The circumstances that made Lockbaum a two-way player and Heisman trophy contender were these. Lockbaum had played only defense his first two years, but in spring practice in 1986 then head coach Mark Duffner suggested Lockbaum play tailback as "a buffer against disaster." That fostered an internal tug of war within the coaching ranks that came near to breaking out in to open hostility.
On one side was defensive coordinator Kevin Coyle, who would have to start a freshman in his place if Lockbaum went to offense. On the other side was a new offensive coordinator, Tom Rossley, who had never heard of Lockbaum, but knew all he needed to know after watching him play tailback just one day in spring practice. "We have to have him," said Rossly. "As soon as he went in there we started moving the ball. We didn't even know why we were moving it. Was it because they diddn't have him on defense. We'd move the ball right down to the goal line, then they'd flip him over to defense and we'd never get it in.
"We started making bold statements. Give us Gordie and we'll score 28 points a game. If we don't have him maybe we can kick a field goal and win 3-0. The defense was saying they had to have him, at least early on in the year.
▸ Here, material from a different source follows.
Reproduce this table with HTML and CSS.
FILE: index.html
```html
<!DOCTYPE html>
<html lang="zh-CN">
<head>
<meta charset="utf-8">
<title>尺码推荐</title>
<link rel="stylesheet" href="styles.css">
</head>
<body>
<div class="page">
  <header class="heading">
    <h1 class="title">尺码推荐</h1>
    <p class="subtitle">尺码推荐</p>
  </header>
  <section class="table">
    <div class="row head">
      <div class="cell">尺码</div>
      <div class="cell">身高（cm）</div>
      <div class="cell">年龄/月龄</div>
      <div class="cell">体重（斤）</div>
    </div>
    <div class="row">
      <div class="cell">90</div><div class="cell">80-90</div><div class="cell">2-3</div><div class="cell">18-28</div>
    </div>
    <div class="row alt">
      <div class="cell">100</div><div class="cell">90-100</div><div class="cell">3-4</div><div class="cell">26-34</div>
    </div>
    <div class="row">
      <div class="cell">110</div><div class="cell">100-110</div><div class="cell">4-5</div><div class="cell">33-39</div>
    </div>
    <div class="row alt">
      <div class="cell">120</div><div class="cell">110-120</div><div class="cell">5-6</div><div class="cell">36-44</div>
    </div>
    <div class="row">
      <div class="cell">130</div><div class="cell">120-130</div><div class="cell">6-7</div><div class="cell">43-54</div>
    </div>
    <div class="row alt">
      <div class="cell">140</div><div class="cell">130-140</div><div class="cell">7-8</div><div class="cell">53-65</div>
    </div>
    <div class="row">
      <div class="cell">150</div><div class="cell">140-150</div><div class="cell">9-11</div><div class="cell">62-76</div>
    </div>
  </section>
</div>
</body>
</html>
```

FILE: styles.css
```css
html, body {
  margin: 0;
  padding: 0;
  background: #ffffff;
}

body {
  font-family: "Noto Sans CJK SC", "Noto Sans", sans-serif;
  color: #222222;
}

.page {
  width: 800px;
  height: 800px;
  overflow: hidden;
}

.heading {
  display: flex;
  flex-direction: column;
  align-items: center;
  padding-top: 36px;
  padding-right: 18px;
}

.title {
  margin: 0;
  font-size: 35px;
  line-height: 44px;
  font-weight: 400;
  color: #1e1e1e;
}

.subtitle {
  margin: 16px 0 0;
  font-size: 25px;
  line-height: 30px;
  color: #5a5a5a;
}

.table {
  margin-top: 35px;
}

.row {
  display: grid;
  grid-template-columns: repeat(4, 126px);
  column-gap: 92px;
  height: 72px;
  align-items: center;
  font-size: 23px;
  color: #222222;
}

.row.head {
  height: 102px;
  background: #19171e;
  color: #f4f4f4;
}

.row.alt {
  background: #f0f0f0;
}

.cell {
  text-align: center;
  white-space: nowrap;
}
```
It got very close to being ugly in some meetings." Duffner agonized over the decision all summer and finally came up with the Solomon-like decision to cut the baby in half, a decision that horrified both sides.
As that season progressed Lockbaum became a situational player on defense, while dominating more and more on offense. He gained 827 yards rushing and another 860 on 57 pass receptions. But in a 17-14 upset oveer Army he played the entire game on defense and made 22 tackles, 19 of them unassisted. That was probably the game that propelled him into the limelight. "I certainly didn't expect all this," he told me. "My friends and I almost laugh about it." B ut he didn't consider himself a joke as a Heisman candidate. "It depends on how the voters look at the award," he said. "A lot of them won't consider me because they don't believe the level of football is up to par." But enough did consider him enough to name him No.1 on their ballots. I couldn't find it in my heart to argue against that.